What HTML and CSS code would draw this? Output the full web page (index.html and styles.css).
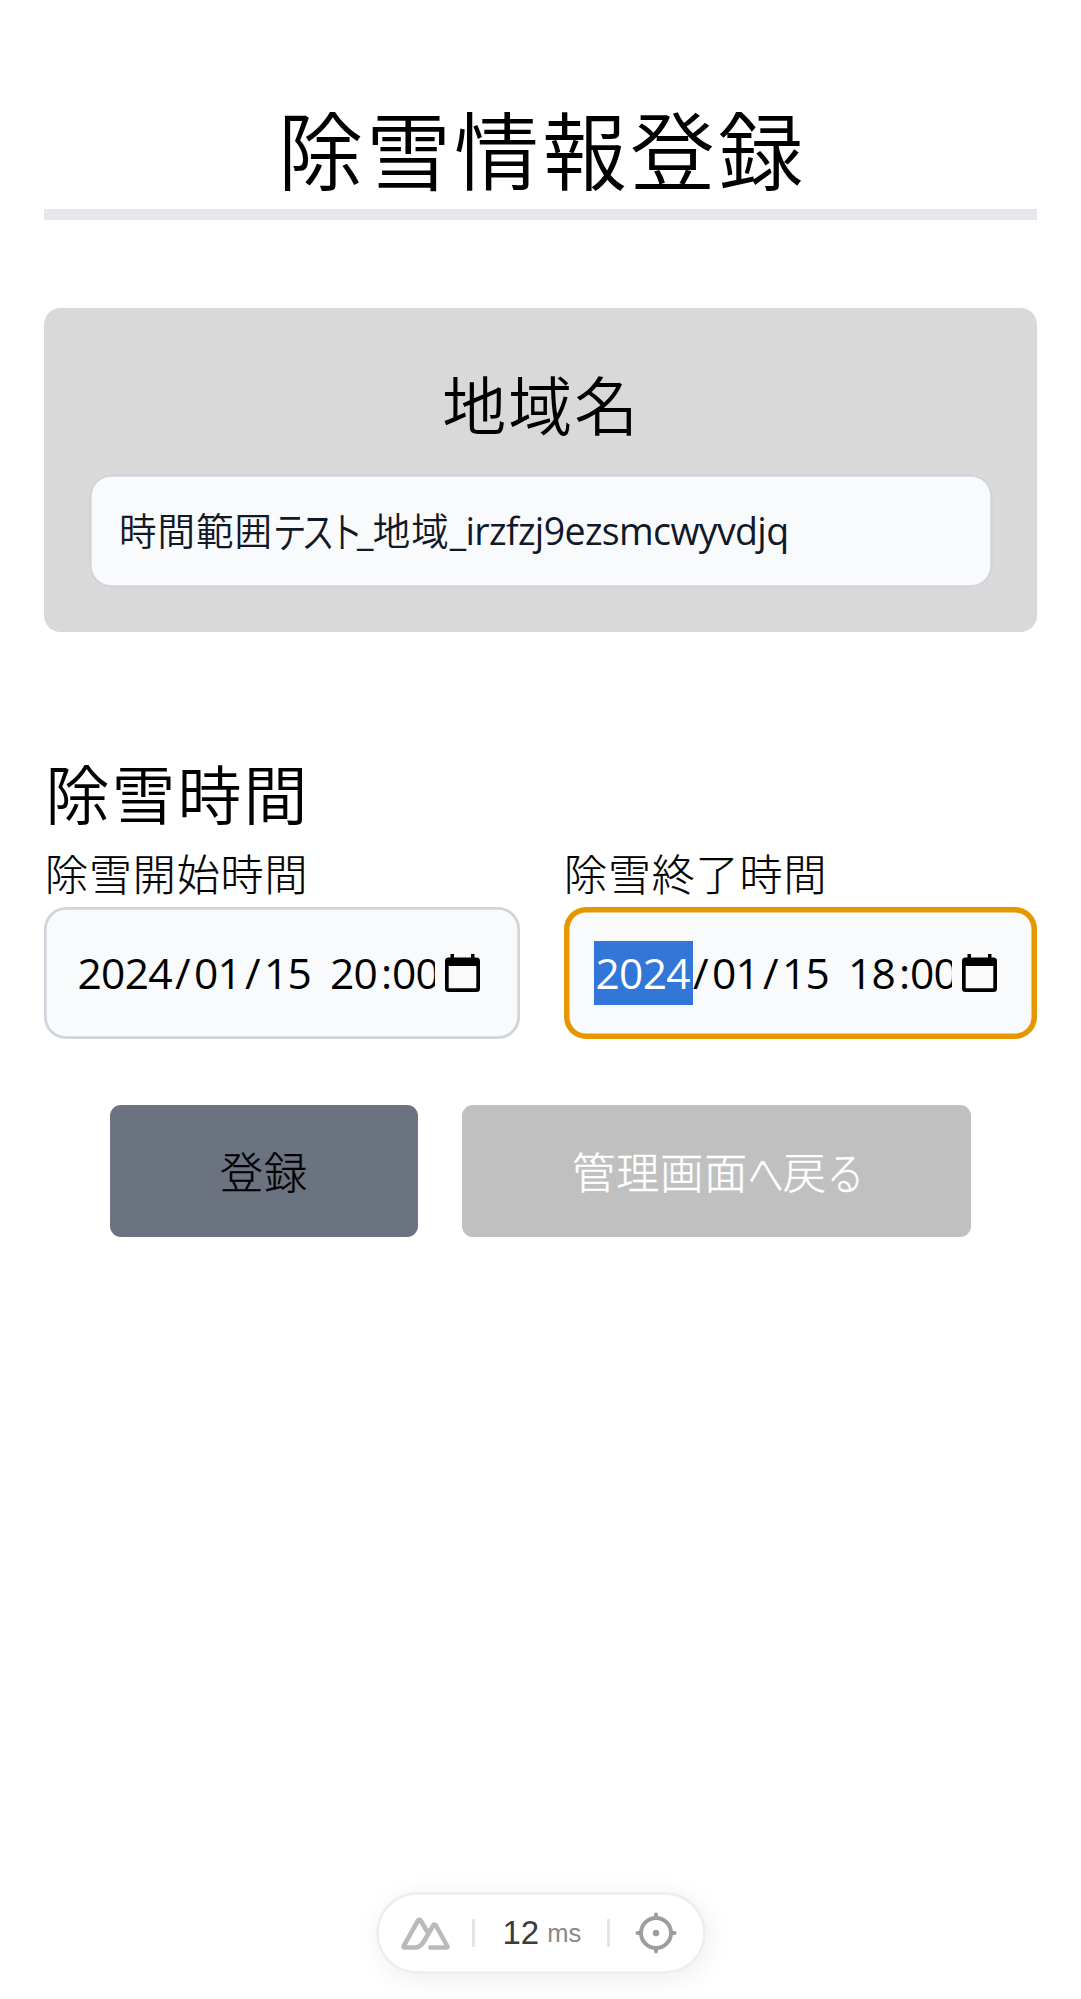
FILE: index.html
```html
<!DOCTYPE html>
<html lang="ja">
<head>
<meta charset="utf-8">
<title>除雪情報登録</title>
<link rel="stylesheet" href="styles.css">
</head>
<body>
<main class="page">
  <h1 class="title">除雪情報登録</h1>
  <section class="card">
    <h2 class="heading">地域名</h2>
    <div class="region-field"><span class="cjk">時間範囲</span><span class="kana-fit"><span class="kana-inner">テスト</span></span><span class="latin">_</span><span class="cjk">地域</span><span class="latin">_irzfzj9ezsmcwyvdjq</span></div>
  </section>
  <section class="times">
    <h2 class="heading">除雪時間</h2>
    <div class="time-grid">
      <div class="time-col">
        <div class="label">除雪開始時間</div>
        <div class="datetime">
          <div class="value"><span class="year">2024</span><span class="slash">/</span><span class="part">01</span><span class="slash">/</span><span class="part">15</span><span class="gap"></span><span class="part">20</span><span class="colon">:</span><span class="part">00</span></div>
          <svg class="calendar" viewBox="0 0 35 38"><path fill-rule="evenodd" d="M5.5 0H9V3.5H26V0H29.5V3.5H31.5Q35 3.5 35 7V34.500Q35 38 31.500 38H3.500Q0 38 0 34.500V7Q0 3.500 3.500 3.500H5.500ZM3.700 12V34.300H31.300V12Z"/></svg>
        </div>
      </div>
      <div class="time-col">
        <div class="label label-end">除雪終了時間</div>
        <div class="datetime focused">
          <div class="value"><span class="year selected">2024</span><span class="slash">/</span><span class="part">01</span><span class="slash">/</span><span class="part">15</span><span class="gap"></span><span class="part">18</span><span class="colon">:</span><span class="part">00</span></div>
          <svg class="calendar" viewBox="0 0 35 38"><path fill-rule="evenodd" d="M5.5 0H9V3.5H26V0H29.5V3.5H31.5Q35 3.5 35 7V34.500Q35 38 31.500 38H3.500Q0 38 0 34.500V7Q0 3.500 3.500 3.500H5.500ZM3.700 12V34.300H31.300V12Z"/></svg>
        </div>
      </div>
    </div>
  </section>
  <div class="actions">
    <button class="button submit">登録</button>
    <button class="button back">管理画面<span class="he"><span class="he-inner">へ</span></span>戻<span class="ru"><span class="ru-inner">る</span></span></button>
  </div>
</main>
<div class="devtools">
  <svg class="nuxt" viewBox="0 0 49 33" fill="none" stroke="#bababa" stroke-width="4.600" stroke-linecap="round" stroke-linejoin="round"><path d="M29.500 30.500H45.500Q47 30.500 46.200 29L35.200 9Q33.500 6.300 31.800 9L23.500 23.500Q19.500 30.500 14 30.500H3.700Q2 30.500 2.800 28.800L16.500 4.300Q18.300 1.500 20.200 4.300L27 16"/></svg>
  <span class="divider"></span>
  <span class="timing"><span class="count">12</span><span class="unit">ms</span></span>
  <span class="divider"></span>
  <svg class="target" viewBox="0 0 42 42" fill="none" stroke="#9d9d9d" stroke-width="4" stroke-linecap="round"><circle cx="21" cy="21" r="15"/><path d="M21 2.500V6M21 36V39.500M2.500 21H6M36 21H39.500"/><circle cx="21" cy="21" r="3.200" fill="#9d9d9d" stroke="none"/></svg>
</div>
</body>
</html>
```
FILE: styles.css
```css
* { box-sizing: border-box; }
body {
  margin: 0;
  height: 1999px;
  background: #fff;
  color: #000;
  font-family: "Noto Sans CJK JP", sans-serif;
  font-weight: 350;
  display: flex;
  flex-direction: column;
  align-items: center;
}
.page { width: 100%; padding: 102px 44px 0; }
.title {
  margin: 0;
  padding: 1px 0 18px 3px;
  border-bottom: 11px solid #e5e7eb;
  font-size: 85px;
  line-height: 88px;
  letter-spacing: 3px;
  font-weight: 350;
  text-align: center;
}
.card {
  margin-top: 88px;
  padding: 61px 44.5px 44.5px;
  background: #d9d9d9;
  border-radius: 16.5px;
}
.heading {
  margin: 0;
  padding-left: 1.5px;
  font-size: 64px;
  line-height: 66px;
  letter-spacing: 2px;
  font-weight: 350;
}
.card .heading { text-align: center; }
.region-field {
  display: flex;
  align-items: center;
  height: 114px;
  margin-top: 38.5px;
  padding-left: 30.5px;
  box-shadow: inset 0 0 0 2.75px #d1d5db;
  border-radius: 22px;
  background: #f9fafb;
  color: #111827;
  font-size: 37.5px;
  line-height: 50px;
  letter-spacing: 1px;
  white-space: nowrap;
}
.cjk, .kana-fit { padding-bottom: 4px; }
.kana-fit { width: 84px; font-size: 38.5px; }
.kana-inner { display: inline-block; letter-spacing: -6px; transform: scale(0.87, 1.1); transform-origin: left; }
.latin { font-family: "Open Sans", sans-serif; font-size: 37.5px; font-weight: 400; letter-spacing: -0.65px; }
.times { margin-top: 126px; }
.time-grid { display: grid; grid-template-columns: 476px 473px; gap: 44px; margin-top: 26px; }
.label { padding-left: 1px; font-size: 43px; line-height: 44px; letter-spacing: 0.9px; font-weight: 300; -webkit-text-stroke: 0.2px #000; }
.label-end { padding-left: 0; }
.datetime {
  display: flex;
  align-items: center;
  height: 132px;
  margin-top: 12.5px;
  padding-left: 32px;
  box-shadow: inset 0 0 0 2.75px #d1d5db;
  border-radius: 22px;
  background: #f9fafb;
}
.focused { box-shadow: inset 0 0 0 5.5px #e59700; padding-left: 30px; }
.value {
  display: flex;
  width: 359px;
  overflow: hidden;
  font-family: "Open Sans", sans-serif;
  font-size: 42.5px;
  font-weight: 400;
  line-height: 64px;
  letter-spacing: -0.7px;
  white-space: nowrap;
}
.year, .part, .slash, .colon, .gap { flex: none; }
.year { width: 99px; padding-left: 1.500px; }
.part { width: 53px; padding-left: 2px; }
.slash { width: 17px; }
.gap { width: 13px; }
.colon { width: 9px; }
.selected { background: #3277d8; color: #fff; }
.calendar { width: 35px; height: 38px; margin-left: 9.500px; flex: none; }
.focused .value { width: 358px; }
.actions { display: flex; gap: 44px; margin: 66px 0 0 66px; }
.button {
  display: flex;
  align-items: center;
  justify-content: center;
  height: 132px;
  border: 0;
  border-radius: 11px;
  padding: 0 0 2px;
  font: 300 43px/44px "Noto Sans CJK JP", sans-serif;
  letter-spacing: 1px;
}
.submit { width: 308px; background: #6b7280; color: #000; -webkit-text-stroke: 0.3px #000; }
.back { width: 509px; background: #c0c0c0; color: #fff; -webkit-text-stroke: 0.4px #fff; }
.he { width: 34.5px; }
.ru { width: 34px; text-align: left; }
.he-inner, .ru-inner { display: inline-block; transform-origin: left; }
.he-inner { transform: scale(0.82, 1.2); }
.ru-inner { transform: scale(0.86, 1.04); }
.devtools {
  display: flex;
  align-items: center;
  width: 330px;
  height: 82px;
  margin-top: auto;
  margin-bottom: 25px;
  padding-left: 25px;
  border-radius: 41px;
  background: #fff;
  box-shadow: inset 0 0 0 2.75px #eee, 3px 5px 27px rgba(0, 0, 0, 0.07);
  font-family: "Liberation Sans", sans-serif;
  font-weight: 400;
}
.nuxt { width: 49px; height: 33px; }
.divider { width: 3px; height: 28px; margin-left: 22px; background: #e5e5e5; }
.timing { display: flex; align-items: center; width: 110px; padding-left: 28px; white-space: nowrap; }
.count { font-size: 33px; color: #3c3c3c; }
.unit { font-size: 25.5px; color: #888; margin-left: 8px; }
.target { width: 42px; height: 42px; margin-left: 25px; }
```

..............................

§ **OBJECTIVE**: Copy out all of the data word for word. Do not carry over any picture.

§ **TASK ANSWER**:
What HTML and CSS code would draw this? Output the full web page (index.html and styles.css).
FILE: index.html
```html
<!DOCTYPE html>
<html lang="ja">
<head>
<meta charset="utf-8">
<title>除雪情報登録</title>
<link rel="stylesheet" href="styles.css">
</head>
<body>
<main class="page">
  <h1 class="title">除雪情報登録</h1>
  <section class="card">
    <h2 class="heading">地域名</h2>
    <div class="region-field"><span class="cjk">時間範囲</span><span class="kana-fit"><span class="kana-inner">テスト</span></span><span class="latin">_</span><span class="cjk">地域</span><span class="latin">_irzfzj9ezsmcwyvdjq</span></div>
  </section>
  <section class="times">
    <h2 class="heading">除雪時間</h2>
    <div class="time-grid">
      <div class="time-col">
        <div class="label">除雪開始時間</div>
        <div class="datetime">
          <div class="value"><span class="year">2024</span><span class="slash">/</span><span class="part">01</span><span class="slash">/</span><span class="part">15</span><span class="gap"></span><span class="part">20</span><span class="colon">:</span><span class="part">00</span></div>
          <svg class="calendar" viewBox="0 0 35 38"><path fill-rule="evenodd" d="M5.5 0H9V3.5H26V0H29.5V3.5H31.5Q35 3.5 35 7V34.500Q35 38 31.500 38H3.500Q0 38 0 34.500V7Q0 3.500 3.500 3.500H5.500ZM3.700 12V34.300H31.300V12Z"/></svg>
        </div>
      </div>
      <div class="time-col">
        <div class="label label-end">除雪終了時間</div>
        <div class="datetime focused">
          <div class="value"><span class="year selected">2024</span><span class="slash">/</span><span class="part">01</span><span class="slash">/</span><span class="part">15</span><span class="gap"></span><span class="part">18</span><span class="colon">:</span><span class="part">00</span></div>
          <svg class="calendar" viewBox="0 0 35 38"><path fill-rule="evenodd" d="M5.5 0H9V3.5H26V0H29.5V3.5H31.5Q35 3.5 35 7V34.500Q35 38 31.500 38H3.500Q0 38 0 34.500V7Q0 3.500 3.500 3.500H5.500ZM3.700 12V34.300H31.300V12Z"/></svg>
        </div>
      </div>
    </div>
  </section>
  <div class="actions">
    <button class="button submit">登録</button>
    <button class="button back">管理画面<span class="he"><span class="he-inner">へ</span></span>戻<span class="ru"><span class="ru-inner">る</span></span></button>
  </div>
</main>
<div class="devtools">
  <svg class="nuxt" viewBox="0 0 49 33" fill="none" stroke="#bababa" stroke-width="4.600" stroke-linecap="round" stroke-linejoin="round"><path d="M29.500 30.500H45.500Q47 30.500 46.200 29L35.200 9Q33.500 6.300 31.800 9L23.500 23.500Q19.500 30.500 14 30.500H3.700Q2 30.500 2.800 28.800L16.500 4.300Q18.300 1.500 20.200 4.300L27 16"/></svg>
  <span class="divider"></span>
  <span class="timing"><span class="count">12</span><span class="unit">ms</span></span>
  <span class="divider"></span>
  <svg class="target" viewBox="0 0 42 42" fill="none" stroke="#9d9d9d" stroke-width="4" stroke-linecap="round"><circle cx="21" cy="21" r="15"/><path d="M21 2.500V6M21 36V39.500M2.500 21H6M36 21H39.500"/><circle cx="21" cy="21" r="3.200" fill="#9d9d9d" stroke="none"/></svg>
</div>
</body>
</html>
```
FILE: styles.css
```css
* { box-sizing: border-box; }
body {
  margin: 0;
  height: 1999px;
  background: #fff;
  color: #000;
  font-family: "Noto Sans CJK JP", sans-serif;
  font-weight: 350;
  display: flex;
  flex-direction: column;
  align-items: center;
}
.page { width: 100%; padding: 102px 44px 0; }
.title {
  margin: 0;
  padding: 1px 0 18px 3px;
  border-bottom: 11px solid #e5e7eb;
  font-size: 85px;
  line-height: 88px;
  letter-spacing: 3px;
  font-weight: 350;
  text-align: center;
}
.card {
  margin-top: 88px;
  padding: 61px 44.5px 44.5px;
  background: #d9d9d9;
  border-radius: 16.5px;
}
.heading {
  margin: 0;
  padding-left: 1.5px;
  font-size: 64px;
  line-height: 66px;
  letter-spacing: 2px;
  font-weight: 350;
}
.card .heading { text-align: center; }
.region-field {
  display: flex;
  align-items: center;
  height: 114px;
  margin-top: 38.5px;
  padding-left: 30.5px;
  box-shadow: inset 0 0 0 2.75px #d1d5db;
  border-radius: 22px;
  background: #f9fafb;
  color: #111827;
  font-size: 37.5px;
  line-height: 50px;
  letter-spacing: 1px;
  white-space: nowrap;
}
.cjk, .kana-fit { padding-bottom: 4px; }
.kana-fit { width: 84px; font-size: 38.5px; }
.kana-inner { display: inline-block; letter-spacing: -6px; transform: scale(0.87, 1.1); transform-origin: left; }
.latin { font-family: "Open Sans", sans-serif; font-size: 37.5px; font-weight: 400; letter-spacing: -0.65px; }
.times { margin-top: 126px; }
.time-grid { display: grid; grid-template-columns: 476px 473px; gap: 44px; margin-top: 26px; }
.label { padding-left: 1px; font-size: 43px; line-height: 44px; letter-spacing: 0.9px; font-weight: 300; -webkit-text-stroke: 0.2px #000; }
.label-end { padding-left: 0; }
.datetime {
  display: flex;
  align-items: center;
  height: 132px;
  margin-top: 12.5px;
  padding-left: 32px;
  box-shadow: inset 0 0 0 2.75px #d1d5db;
  border-radius: 22px;
  background: #f9fafb;
}
.focused { box-shadow: inset 0 0 0 5.5px #e59700; padding-left: 30px; }
.value {
  display: flex;
  width: 359px;
  overflow: hidden;
  font-family: "Open Sans", sans-serif;
  font-size: 42.5px;
  font-weight: 400;
  line-height: 64px;
  letter-spacing: -0.7px;
  white-space: nowrap;
}
.year, .part, .slash, .colon, .gap { flex: none; }
.year { width: 99px; padding-left: 1.500px; }
.part { width: 53px; padding-left: 2px; }
.slash { width: 17px; }
.gap { width: 13px; }
.colon { width: 9px; }
.selected { background: #3277d8; color: #fff; }
.calendar { width: 35px; height: 38px; margin-left: 9.500px; flex: none; }
.focused .value { width: 358px; }
.actions { display: flex; gap: 44px; margin: 66px 0 0 66px; }
.button {
  display: flex;
  align-items: center;
  justify-content: center;
  height: 132px;
  border: 0;
  border-radius: 11px;
  padding: 0 0 2px;
  font: 300 43px/44px "Noto Sans CJK JP", sans-serif;
  letter-spacing: 1px;
}
.submit { width: 308px; background: #6b7280; color: #000; -webkit-text-stroke: 0.3px #000; }
.back { width: 509px; background: #c0c0c0; color: #fff; -webkit-text-stroke: 0.4px #fff; }
.he { width: 34.5px; }
.ru { width: 34px; text-align: left; }
.he-inner, .ru-inner { display: inline-block; transform-origin: left; }
.he-inner { transform: scale(0.82, 1.2); }
.ru-inner { transform: scale(0.86, 1.04); }
.devtools {
  display: flex;
  align-items: center;
  width: 330px;
  height: 82px;
  margin-top: auto;
  margin-bottom: 25px;
  padding-left: 25px;
  border-radius: 41px;
  background: #fff;
  box-shadow: inset 0 0 0 2.75px #eee, 3px 5px 27px rgba(0, 0, 0, 0.07);
  font-family: "Liberation Sans", sans-serif;
  font-weight: 400;
}
.nuxt { width: 49px; height: 33px; }
.divider { width: 3px; height: 28px; margin-left: 22px; background: #e5e5e5; }
.timing { display: flex; align-items: center; width: 110px; padding-left: 28px; white-space: nowrap; }
.count { font-size: 33px; color: #3c3c3c; }
.unit { font-size: 25.5px; color: #888; margin-left: 8px; }
.target { width: 42px; height: 42px; margin-left: 25px; }
```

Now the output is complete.